■ Request ■
Beneath this line are entries. Copy the range from the line with "Clone this screenshot" to the line with "type ToolProps = ButtonHTMLAttributes<HTMLButtonElement>", ends included, exactly; leave pictures out.

■ Data supplied ■
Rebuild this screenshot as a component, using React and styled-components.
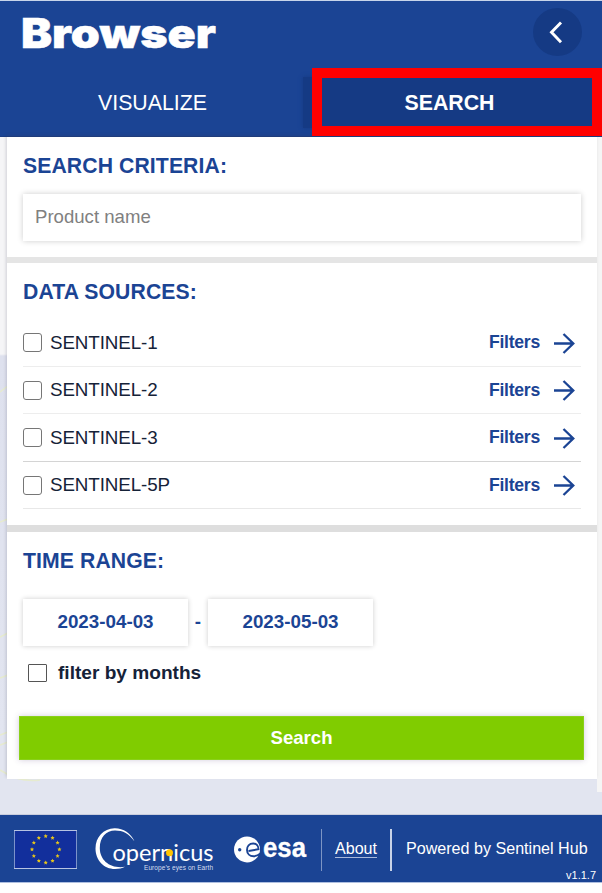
...
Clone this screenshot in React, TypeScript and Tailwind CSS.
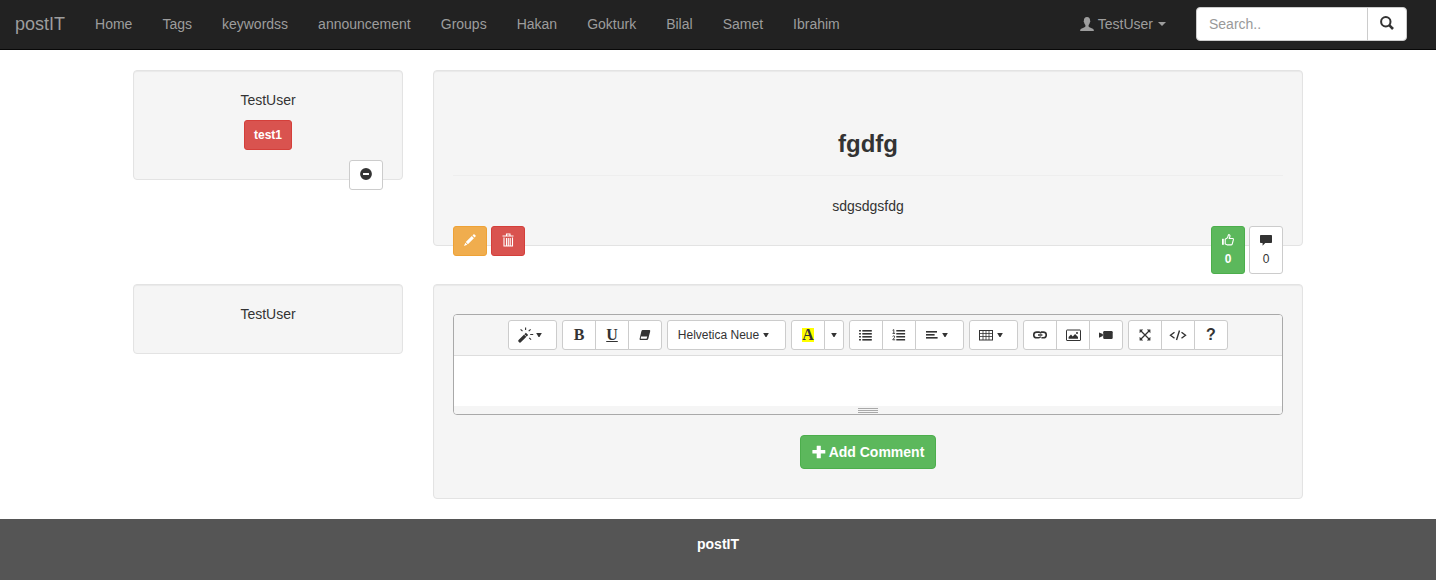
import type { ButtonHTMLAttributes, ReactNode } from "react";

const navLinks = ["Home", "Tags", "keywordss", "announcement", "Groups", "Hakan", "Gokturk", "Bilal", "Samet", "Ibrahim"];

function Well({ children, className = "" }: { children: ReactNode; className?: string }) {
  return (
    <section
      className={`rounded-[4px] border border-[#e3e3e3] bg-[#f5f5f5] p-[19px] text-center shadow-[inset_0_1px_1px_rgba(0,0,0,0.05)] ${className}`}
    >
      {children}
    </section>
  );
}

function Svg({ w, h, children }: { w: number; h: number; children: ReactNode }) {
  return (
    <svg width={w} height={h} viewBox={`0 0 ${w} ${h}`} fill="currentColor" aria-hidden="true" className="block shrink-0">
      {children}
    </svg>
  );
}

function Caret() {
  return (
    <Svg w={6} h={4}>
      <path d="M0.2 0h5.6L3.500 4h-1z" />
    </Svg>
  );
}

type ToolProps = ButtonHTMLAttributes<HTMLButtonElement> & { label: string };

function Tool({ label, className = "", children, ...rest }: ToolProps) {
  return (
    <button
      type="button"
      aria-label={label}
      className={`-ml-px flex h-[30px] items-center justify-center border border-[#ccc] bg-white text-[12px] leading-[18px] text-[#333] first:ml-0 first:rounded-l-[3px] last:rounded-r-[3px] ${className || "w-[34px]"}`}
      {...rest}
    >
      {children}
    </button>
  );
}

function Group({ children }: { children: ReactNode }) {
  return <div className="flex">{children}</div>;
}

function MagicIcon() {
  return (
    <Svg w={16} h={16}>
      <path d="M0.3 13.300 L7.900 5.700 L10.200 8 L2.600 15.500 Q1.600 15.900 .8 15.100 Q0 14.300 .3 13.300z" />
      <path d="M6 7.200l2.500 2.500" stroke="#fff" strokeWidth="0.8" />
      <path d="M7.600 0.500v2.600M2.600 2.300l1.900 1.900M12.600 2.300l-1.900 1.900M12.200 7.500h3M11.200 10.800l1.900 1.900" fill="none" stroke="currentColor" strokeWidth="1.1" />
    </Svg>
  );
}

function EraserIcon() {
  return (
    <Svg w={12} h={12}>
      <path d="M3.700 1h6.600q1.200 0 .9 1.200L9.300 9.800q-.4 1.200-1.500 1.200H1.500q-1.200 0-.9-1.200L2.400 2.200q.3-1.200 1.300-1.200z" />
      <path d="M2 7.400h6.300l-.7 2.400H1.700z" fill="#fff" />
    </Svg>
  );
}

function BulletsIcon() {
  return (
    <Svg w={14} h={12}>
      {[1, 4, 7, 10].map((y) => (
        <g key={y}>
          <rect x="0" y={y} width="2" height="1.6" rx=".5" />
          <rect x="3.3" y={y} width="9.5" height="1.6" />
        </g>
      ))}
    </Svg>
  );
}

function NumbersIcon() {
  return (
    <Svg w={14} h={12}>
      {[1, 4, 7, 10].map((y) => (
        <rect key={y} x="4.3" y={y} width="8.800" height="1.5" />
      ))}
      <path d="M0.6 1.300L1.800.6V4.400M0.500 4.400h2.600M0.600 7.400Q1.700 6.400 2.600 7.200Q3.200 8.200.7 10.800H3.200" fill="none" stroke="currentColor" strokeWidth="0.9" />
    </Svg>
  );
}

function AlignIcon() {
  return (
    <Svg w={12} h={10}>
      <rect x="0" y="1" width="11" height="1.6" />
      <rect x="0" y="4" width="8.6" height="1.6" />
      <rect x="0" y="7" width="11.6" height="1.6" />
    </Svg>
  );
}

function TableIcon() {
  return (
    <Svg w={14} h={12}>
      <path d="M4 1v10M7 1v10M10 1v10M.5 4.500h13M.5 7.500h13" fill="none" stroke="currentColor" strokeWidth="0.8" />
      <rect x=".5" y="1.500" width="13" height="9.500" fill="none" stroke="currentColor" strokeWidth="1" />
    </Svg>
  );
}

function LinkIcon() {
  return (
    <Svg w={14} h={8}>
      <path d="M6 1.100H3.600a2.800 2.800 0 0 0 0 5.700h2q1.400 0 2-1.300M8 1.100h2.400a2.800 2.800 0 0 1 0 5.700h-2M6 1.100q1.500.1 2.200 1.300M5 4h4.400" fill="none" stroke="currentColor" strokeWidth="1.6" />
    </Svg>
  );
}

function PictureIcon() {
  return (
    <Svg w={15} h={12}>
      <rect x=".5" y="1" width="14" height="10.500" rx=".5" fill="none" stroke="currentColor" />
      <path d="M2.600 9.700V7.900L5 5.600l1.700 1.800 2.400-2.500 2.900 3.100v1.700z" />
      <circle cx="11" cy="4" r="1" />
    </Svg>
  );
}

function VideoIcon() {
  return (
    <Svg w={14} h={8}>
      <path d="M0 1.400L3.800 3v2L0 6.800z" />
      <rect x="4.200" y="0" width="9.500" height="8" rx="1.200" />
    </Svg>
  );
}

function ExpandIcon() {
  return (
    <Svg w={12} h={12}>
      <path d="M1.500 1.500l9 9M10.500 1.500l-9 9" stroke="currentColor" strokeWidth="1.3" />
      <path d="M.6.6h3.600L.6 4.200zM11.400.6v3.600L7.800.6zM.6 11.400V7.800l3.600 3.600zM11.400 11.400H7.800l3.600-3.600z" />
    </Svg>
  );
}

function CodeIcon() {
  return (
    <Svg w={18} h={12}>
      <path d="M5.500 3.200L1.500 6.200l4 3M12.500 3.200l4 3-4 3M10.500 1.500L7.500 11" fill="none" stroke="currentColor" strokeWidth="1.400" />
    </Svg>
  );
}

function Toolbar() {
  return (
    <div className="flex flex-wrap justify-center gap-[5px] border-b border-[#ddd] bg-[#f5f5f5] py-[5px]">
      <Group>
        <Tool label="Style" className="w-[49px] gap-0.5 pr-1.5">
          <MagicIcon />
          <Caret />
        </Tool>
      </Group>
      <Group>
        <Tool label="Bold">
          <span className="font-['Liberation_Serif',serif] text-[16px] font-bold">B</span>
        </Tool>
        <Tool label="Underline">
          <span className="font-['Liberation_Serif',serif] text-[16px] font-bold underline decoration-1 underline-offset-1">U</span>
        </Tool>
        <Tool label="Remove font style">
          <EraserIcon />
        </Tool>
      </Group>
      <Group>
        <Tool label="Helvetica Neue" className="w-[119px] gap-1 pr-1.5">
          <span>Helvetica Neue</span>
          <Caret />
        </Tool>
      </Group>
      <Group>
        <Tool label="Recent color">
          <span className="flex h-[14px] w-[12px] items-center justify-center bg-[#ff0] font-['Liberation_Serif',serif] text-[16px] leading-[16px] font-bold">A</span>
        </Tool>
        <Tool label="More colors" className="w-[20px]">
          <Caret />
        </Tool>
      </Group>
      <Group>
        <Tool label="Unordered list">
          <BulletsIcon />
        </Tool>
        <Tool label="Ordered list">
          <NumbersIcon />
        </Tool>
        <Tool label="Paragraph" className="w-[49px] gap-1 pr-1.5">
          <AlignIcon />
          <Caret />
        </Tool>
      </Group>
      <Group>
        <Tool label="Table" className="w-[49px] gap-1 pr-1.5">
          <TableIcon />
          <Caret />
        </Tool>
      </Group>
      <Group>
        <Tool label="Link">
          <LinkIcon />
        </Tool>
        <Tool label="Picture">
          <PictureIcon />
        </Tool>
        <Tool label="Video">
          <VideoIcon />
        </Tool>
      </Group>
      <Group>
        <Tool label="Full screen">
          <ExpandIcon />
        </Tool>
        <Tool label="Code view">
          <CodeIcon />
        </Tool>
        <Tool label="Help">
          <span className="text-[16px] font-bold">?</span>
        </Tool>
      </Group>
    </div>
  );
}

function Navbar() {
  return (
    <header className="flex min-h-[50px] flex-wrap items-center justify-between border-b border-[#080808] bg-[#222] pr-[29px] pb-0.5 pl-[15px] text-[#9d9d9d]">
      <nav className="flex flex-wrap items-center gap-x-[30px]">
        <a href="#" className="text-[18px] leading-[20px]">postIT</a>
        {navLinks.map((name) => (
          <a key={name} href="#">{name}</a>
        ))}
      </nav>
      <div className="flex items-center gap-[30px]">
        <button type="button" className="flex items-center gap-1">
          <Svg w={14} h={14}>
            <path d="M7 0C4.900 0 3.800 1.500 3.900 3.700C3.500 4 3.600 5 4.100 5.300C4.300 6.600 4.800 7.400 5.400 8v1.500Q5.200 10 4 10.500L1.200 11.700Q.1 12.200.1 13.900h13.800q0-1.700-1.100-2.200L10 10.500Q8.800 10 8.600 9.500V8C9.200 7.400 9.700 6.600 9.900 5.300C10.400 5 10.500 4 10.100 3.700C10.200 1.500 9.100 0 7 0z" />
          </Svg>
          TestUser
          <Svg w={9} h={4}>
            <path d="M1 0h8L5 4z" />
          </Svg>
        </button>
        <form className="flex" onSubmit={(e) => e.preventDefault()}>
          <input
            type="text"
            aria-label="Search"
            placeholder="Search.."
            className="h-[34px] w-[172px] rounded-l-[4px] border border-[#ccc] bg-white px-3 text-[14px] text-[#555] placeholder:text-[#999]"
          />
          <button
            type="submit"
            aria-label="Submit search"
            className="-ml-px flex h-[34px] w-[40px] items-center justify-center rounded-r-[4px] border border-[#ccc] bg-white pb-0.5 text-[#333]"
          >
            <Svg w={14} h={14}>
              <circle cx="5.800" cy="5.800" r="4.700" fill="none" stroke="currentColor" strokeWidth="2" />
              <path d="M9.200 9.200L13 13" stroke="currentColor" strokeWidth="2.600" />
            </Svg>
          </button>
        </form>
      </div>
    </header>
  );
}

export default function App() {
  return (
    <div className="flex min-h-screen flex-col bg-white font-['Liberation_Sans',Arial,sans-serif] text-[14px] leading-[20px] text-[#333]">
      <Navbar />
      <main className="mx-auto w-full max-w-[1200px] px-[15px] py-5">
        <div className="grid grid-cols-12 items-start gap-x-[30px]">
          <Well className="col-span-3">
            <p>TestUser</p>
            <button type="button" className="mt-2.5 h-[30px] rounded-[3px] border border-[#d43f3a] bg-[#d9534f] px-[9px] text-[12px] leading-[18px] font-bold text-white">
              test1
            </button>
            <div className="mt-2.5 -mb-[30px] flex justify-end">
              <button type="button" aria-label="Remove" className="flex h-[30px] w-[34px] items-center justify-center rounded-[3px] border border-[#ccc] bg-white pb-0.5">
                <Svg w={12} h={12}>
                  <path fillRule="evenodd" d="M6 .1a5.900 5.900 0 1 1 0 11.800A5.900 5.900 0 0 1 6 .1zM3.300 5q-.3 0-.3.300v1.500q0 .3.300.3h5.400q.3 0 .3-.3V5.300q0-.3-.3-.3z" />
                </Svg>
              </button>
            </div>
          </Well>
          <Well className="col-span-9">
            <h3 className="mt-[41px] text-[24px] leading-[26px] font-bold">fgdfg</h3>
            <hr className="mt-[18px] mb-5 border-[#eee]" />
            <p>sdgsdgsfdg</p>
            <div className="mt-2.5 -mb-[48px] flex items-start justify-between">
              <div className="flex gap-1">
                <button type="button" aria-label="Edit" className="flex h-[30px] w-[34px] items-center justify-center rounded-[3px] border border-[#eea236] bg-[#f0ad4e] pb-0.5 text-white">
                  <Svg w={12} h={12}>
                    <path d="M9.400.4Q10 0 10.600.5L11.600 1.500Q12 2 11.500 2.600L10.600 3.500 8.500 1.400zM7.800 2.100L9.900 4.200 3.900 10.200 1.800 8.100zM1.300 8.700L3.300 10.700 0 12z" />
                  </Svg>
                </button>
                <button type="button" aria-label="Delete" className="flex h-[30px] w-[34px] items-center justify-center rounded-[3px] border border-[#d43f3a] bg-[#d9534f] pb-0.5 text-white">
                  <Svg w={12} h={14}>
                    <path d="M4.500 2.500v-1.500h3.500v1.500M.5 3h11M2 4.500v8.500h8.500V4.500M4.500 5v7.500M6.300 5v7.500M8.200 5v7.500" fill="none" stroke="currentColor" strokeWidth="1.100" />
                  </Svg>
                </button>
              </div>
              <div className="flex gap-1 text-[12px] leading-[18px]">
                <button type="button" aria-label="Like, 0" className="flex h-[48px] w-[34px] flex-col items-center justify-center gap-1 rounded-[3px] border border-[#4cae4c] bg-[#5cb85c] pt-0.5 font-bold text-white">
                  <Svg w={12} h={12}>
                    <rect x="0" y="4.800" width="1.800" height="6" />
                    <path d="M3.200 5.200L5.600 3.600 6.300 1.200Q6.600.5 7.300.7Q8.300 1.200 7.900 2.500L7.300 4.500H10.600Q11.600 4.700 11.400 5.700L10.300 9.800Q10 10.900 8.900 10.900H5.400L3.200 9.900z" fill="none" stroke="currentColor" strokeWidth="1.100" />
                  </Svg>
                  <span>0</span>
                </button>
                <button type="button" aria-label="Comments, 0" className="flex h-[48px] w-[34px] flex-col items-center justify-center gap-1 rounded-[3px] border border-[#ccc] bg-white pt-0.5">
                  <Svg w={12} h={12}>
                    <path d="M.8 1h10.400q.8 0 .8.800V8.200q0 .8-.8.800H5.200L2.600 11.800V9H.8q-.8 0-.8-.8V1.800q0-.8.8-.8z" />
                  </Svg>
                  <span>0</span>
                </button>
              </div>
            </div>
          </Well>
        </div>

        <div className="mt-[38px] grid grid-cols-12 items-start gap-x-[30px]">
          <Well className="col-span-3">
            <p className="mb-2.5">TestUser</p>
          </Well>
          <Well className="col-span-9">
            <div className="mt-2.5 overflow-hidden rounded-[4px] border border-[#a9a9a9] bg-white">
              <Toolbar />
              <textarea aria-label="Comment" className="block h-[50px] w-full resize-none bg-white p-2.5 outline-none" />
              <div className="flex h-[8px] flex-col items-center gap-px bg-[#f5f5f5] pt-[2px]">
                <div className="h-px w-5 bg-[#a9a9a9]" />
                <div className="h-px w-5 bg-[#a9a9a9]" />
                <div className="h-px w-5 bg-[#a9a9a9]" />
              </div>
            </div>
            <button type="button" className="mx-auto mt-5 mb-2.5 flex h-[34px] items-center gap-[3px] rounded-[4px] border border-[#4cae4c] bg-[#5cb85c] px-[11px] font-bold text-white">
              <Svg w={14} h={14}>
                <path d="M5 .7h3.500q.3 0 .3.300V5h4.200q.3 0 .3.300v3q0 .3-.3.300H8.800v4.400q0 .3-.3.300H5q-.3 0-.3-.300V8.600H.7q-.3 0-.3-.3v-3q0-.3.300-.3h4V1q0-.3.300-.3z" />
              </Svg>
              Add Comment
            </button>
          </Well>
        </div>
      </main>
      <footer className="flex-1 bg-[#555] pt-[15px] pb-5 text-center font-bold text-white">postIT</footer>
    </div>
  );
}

■ The answer ■
Clone this screenshot in React, TypeScript and Tailwind CSS.
import type { ButtonHTMLAttributes, ReactNode } from "react";

const navLinks = ["Home", "Tags", "keywordss", "announcement", "Groups", "Hakan", "Gokturk", "Bilal", "Samet", "Ibrahim"];

function Well({ children, className = "" }: { children: ReactNode; className?: string }) {
  return (
    <section
      className={`rounded-[4px] border border-[#e3e3e3] bg-[#f5f5f5] p-[19px] text-center shadow-[inset_0_1px_1px_rgba(0,0,0,0.05)] ${className}`}
    >
      {children}
    </section>
  );
}

function Svg({ w, h, children }: { w: number; h: number; children: ReactNode }) {
  return (
    <svg width={w} height={h} viewBox={`0 0 ${w} ${h}`} fill="currentColor" aria-hidden="true" className="block shrink-0">
      {children}
    </svg>
  );
}

function Caret() {
  return (
    <Svg w={6} h={4}>
      <path d="M0.2 0h5.6L3.500 4h-1z" />
    </Svg>
  );
}

type ToolProps = ButtonHTMLAttributes<HTMLButtonElement> & { label: string };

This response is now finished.